[Advaita-l] Does Brahman Know?

V Subrahmanian v.subrahmanian at gmail.com
Mon Nov 29 00:06:18 CST 2010


On Mon, Nov 29, 2010 at 4:25 AM, Rajaram Venkataramani <
rajaramvenk at gmail.com> wrote:

>  *Sri Subrahmanian, you said that all the attributes of Ishwara are
> possible
> in relation to this world only. Even when nothing exists (not even time),
> Ishwara exists. Therefore, trans-temporal existence (pure existence) is an
> essential attribute of Ishwara and trans-relational because there is
> nothing
> else to relate to. *
>


The negation of all attributes from Brahman is spoken of only when the world
is held to be unreal/non-existent and not when the manifest world has gone
into the unmanifest state called pralaya.  The concept of Ishwara in Advaita
is relevant only when the concept of the world is admitted. In the absence
of the world, there is no Ishwara but only Brahman.  The mAnDUkya kArikA:

न निरोधो न चोत्पत्तिः न बद्धो  न च  साधकः ।
न मुमुक्षुः न वै मुक्त इत्येषा परमार्थता ॥   2.32
32 There is neither dissolution nor creation, none in bondage and none
practicing disciplines. There is none seeking Liberation and none liberated.
This is the absolute truth.

depicts the situation we are talking about.



> **
> The Uddhavagita provides the basis for the Advaitic declaration: Brahma
> satyam jagat mithyA, jIvo brahmaiva na paraH.
> **
> * Why is jagat not Brahman? The difference between Ishwara, Jiva and
> Brahman
> is only the nature of Upadhi. On removal of upadhi, all this is Brahman
> only. From an ultimate point of you, you said that jagat is unreal (asatya)
> but then why say jagat is mithya (sad asad lakshana) in a statement that
> says the ultimate reality of jIva?*
>

'Unreal' is what 'mithyA' is.  'asatya' also means the same.


> **
> *You concluded that jIva is untimately witness.

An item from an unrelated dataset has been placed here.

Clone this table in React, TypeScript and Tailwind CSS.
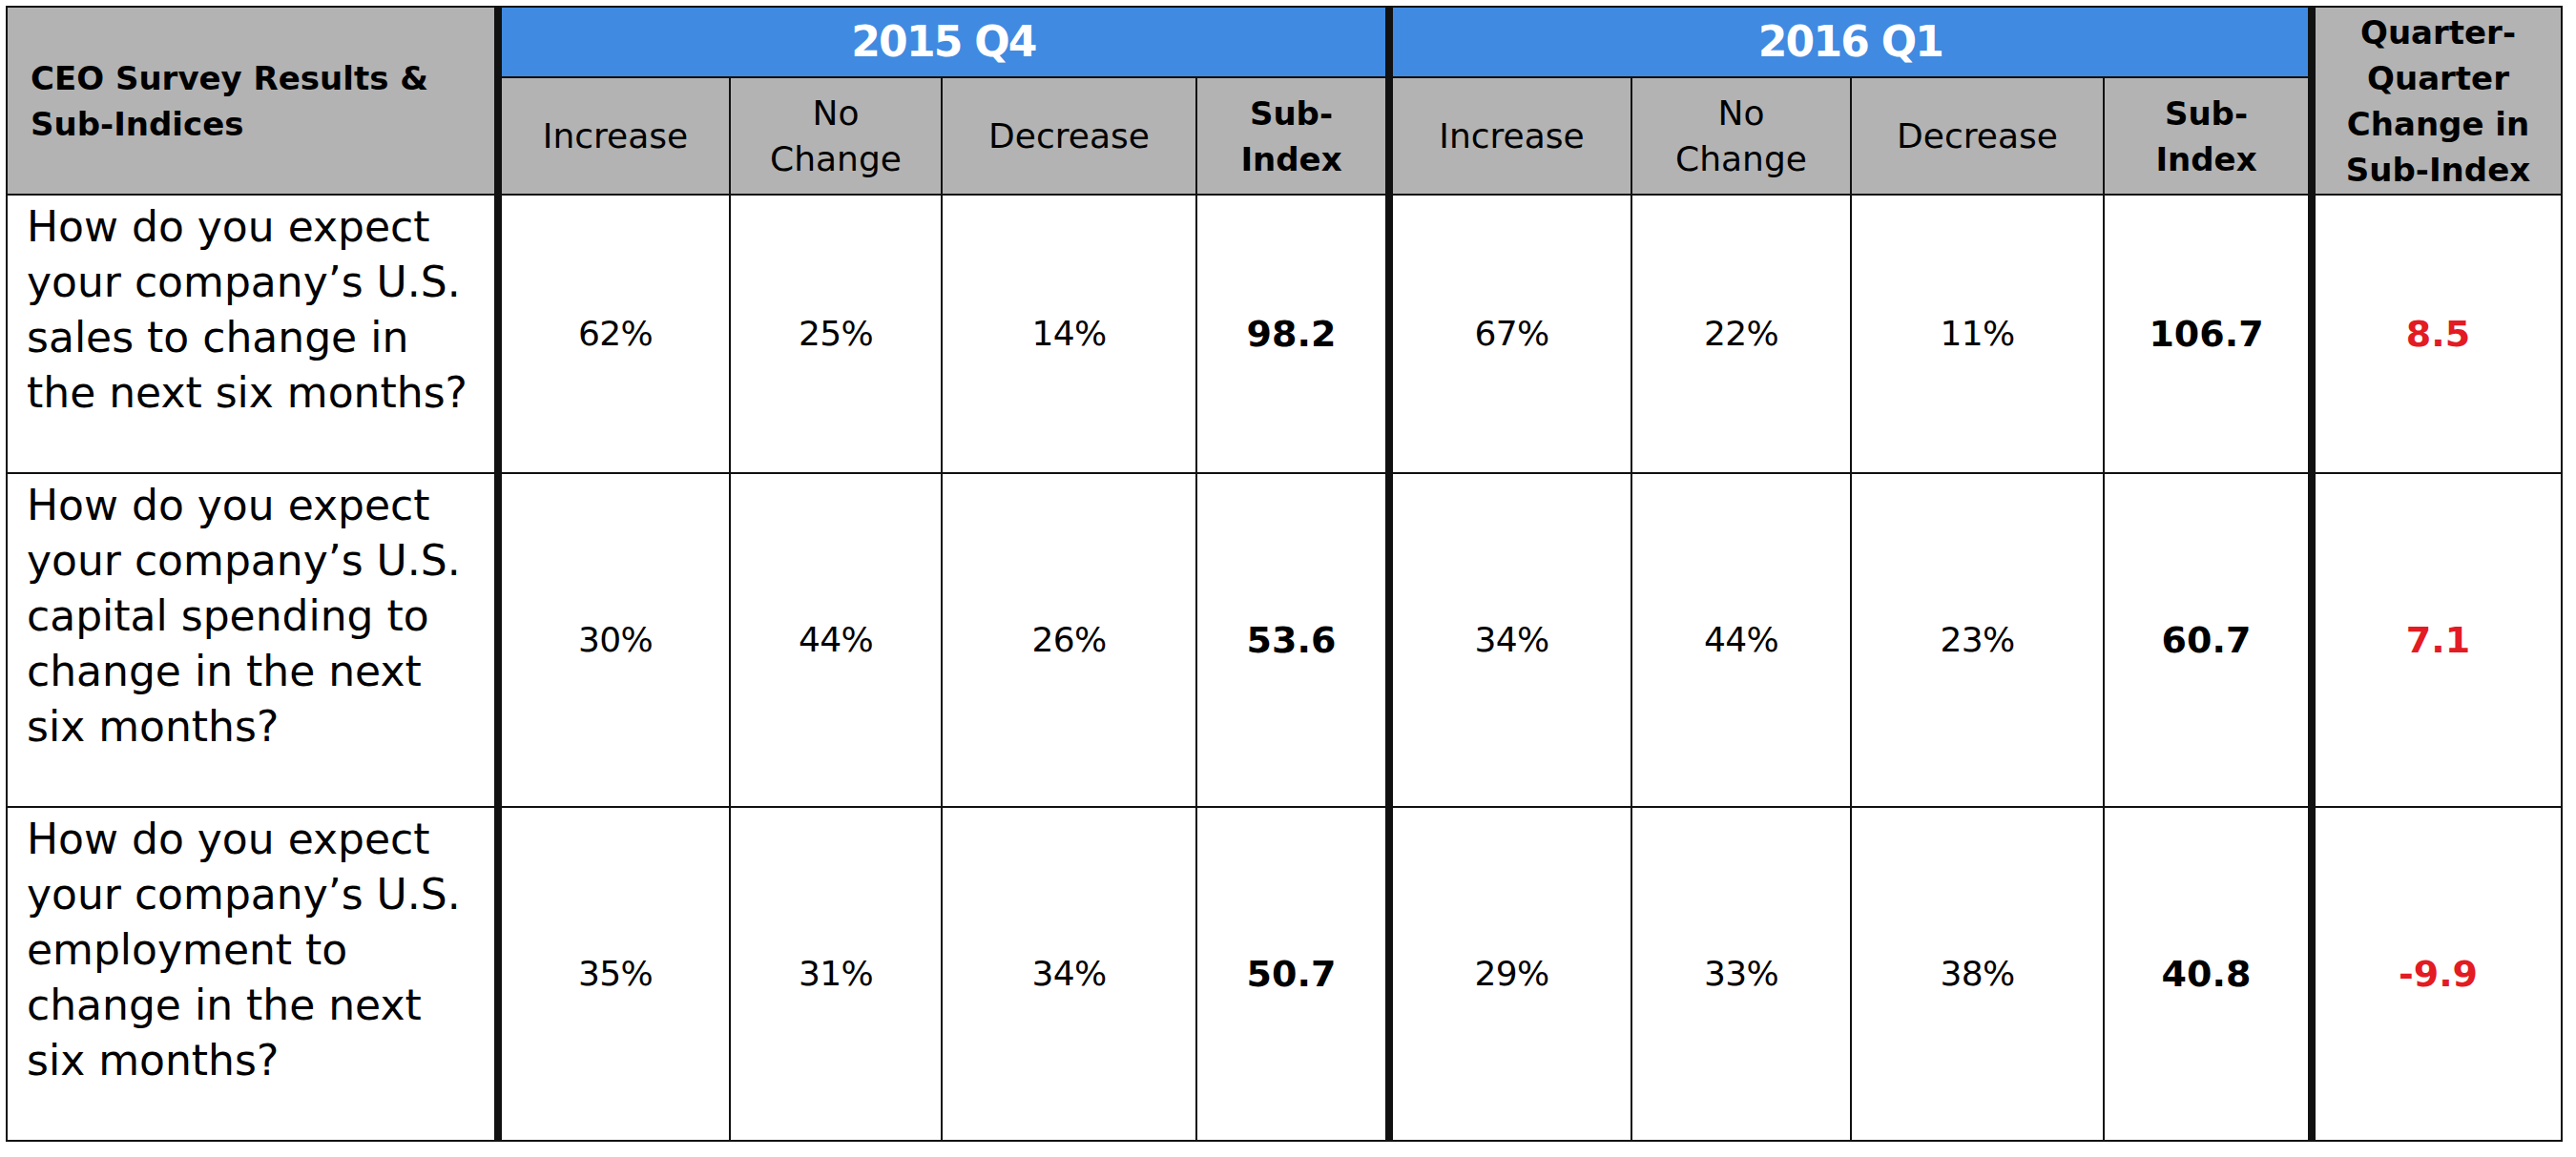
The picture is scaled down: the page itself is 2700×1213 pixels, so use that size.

For a kshetrajna to exist,
> there has to be a kshetra.  As kshetra does not exist, there can be no
> kshetrajna also. Is it not like saying son of a barren woman? *
>

True, 'kshetrajna'-status is relative only to 'kshetra'.  The 'witness' in
that Uddhavagita verse is spoken of only in relation to the three states of
waking, etc.  When the world, in other words, the three states, is held to
be not there in absolute terms, there is no scope for the use of the term
'witnesss' / 'kshetrajna' with respect to the jiva.